Dudgeon gave both employees involved in securing the ring Homer Badges.

“When an associate gets three Homer Badges, they get an increase in pay,” she said. “We have a pretty amazing company that takes care of our people.”

Vorel said she will never forget the honesty and integrity shown by the stranger who decided not to keep the ring.

“They saw immediately what they had to do, and that’s turn it in,” she said.

Vorel also appreciates the Home Depot employees who helped get her mother’s ring back.

“We’ve got a lot of honest people in Butler, Pa.,” said Vorel, who is a Butler High graduate.

She said her mother would be ecstatic that her ring was found.

“She would be crying,” Vorel said. “She’d be mad at me for losing it, but ecstatic at the honesty of the person who turned it in.”
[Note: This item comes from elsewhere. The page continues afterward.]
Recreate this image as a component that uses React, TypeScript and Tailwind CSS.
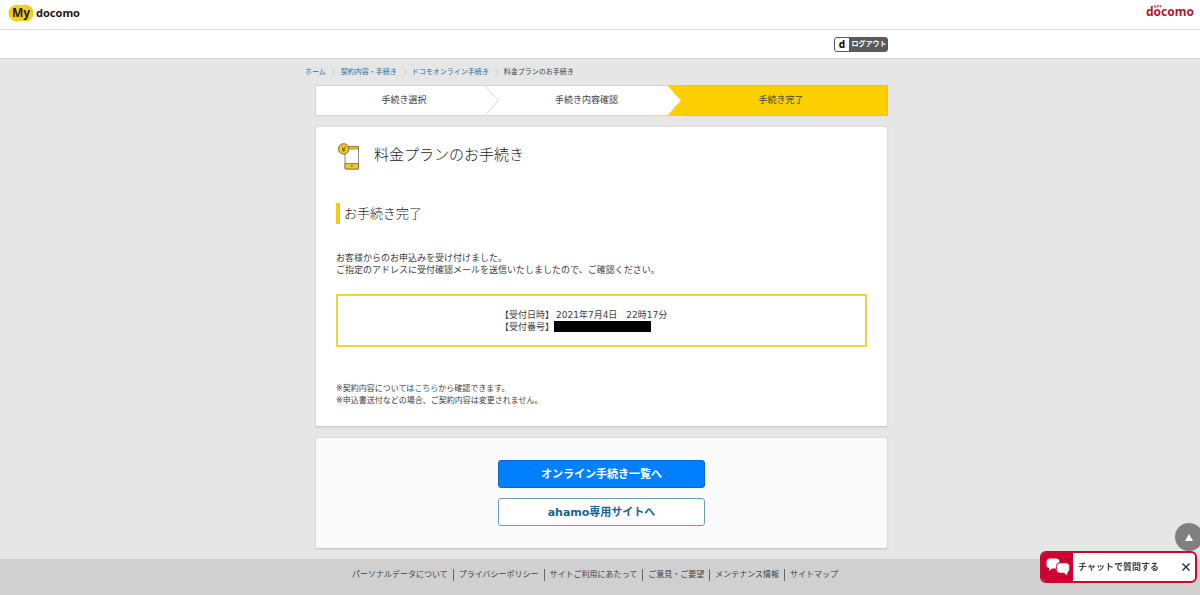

She will not likely wear the ring around her neck anymore, and will take it to a jeweler to have it made into a proper necklace.

Vorel is not sure of the ring’s history or where or when her mother bought it, but she is thrilled to have it back because it meant so much to her.

“Can you believe it?” she said of the ring’s recovery. “I’m still in shock.”

Barbara Vorel displays her late mother's ring, which was returned to her thanks to the kindness of a stranger and a pair of honest Home Depot employees.
The diamond ring bought many years ago by Barbara Vorel's late mother. Vorel almost lost the ring she cherishes for representing her mom's memory.